Rembrandt Mortgage Function
Anybody know the equations used in the Rembrandt mortgage calc function. It
is relatively new (I think) One of its features is that it favors the
lender in that it increases the monthly payment, but decreases the rate of
principle reduction. A neat trick. Don't ask - I'm tying to find out
myself.
Hope I have this wrong - but it is an interesting calc.
take a look at
http://www.bankerssystems.com/ARTA/BL_HMDA.htm
This is the parent company of CCH. They have indeed sold to the financial
market place a very proprietary routine which does exactly as I said -
increases monthly payment and decreases principle reduction.

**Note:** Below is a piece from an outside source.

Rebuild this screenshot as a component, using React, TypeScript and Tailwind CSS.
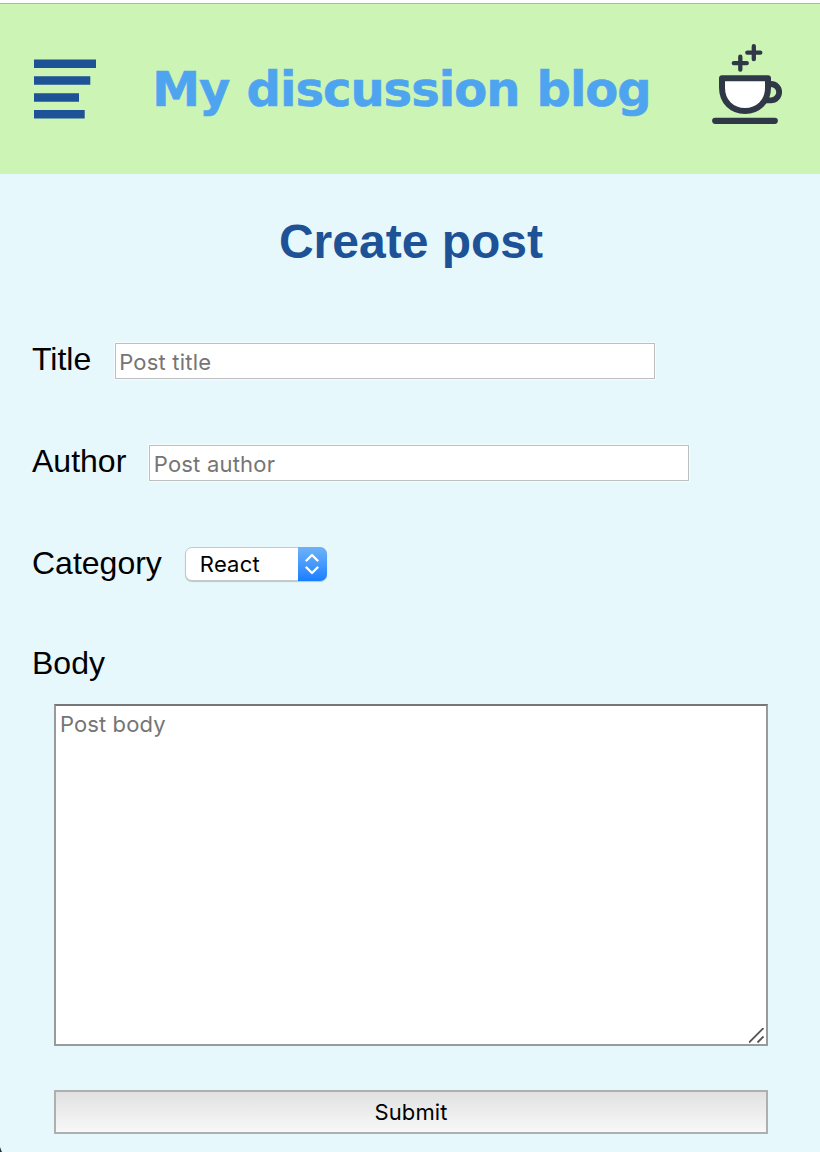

A simple example:a $30,000, 20 year mortgage at 7.499% yields monthly
payments (using the standard Excel PMT function, as well as just about any
other mortgage calculator around) of $241.66. Looking at the resulting
amort schedule at say 36 months, shows the principle reduced to +/-
$27,887.50.
The Rembrandt calc yields monthly Payments of $241.77, and with the
principle reduced to only $28,059.74.
This is not a large mortgage today. I can't wait to see what some of these
folks with their $500,000 mortgagees will be looking at.
I haven't got a Rembrandt amort schedule yet, but my brother-in-law banker
is getting me one. I thought I'd plot the data in Excel and let it tell me
what the equation was (is). Probably a mess, but what the heck.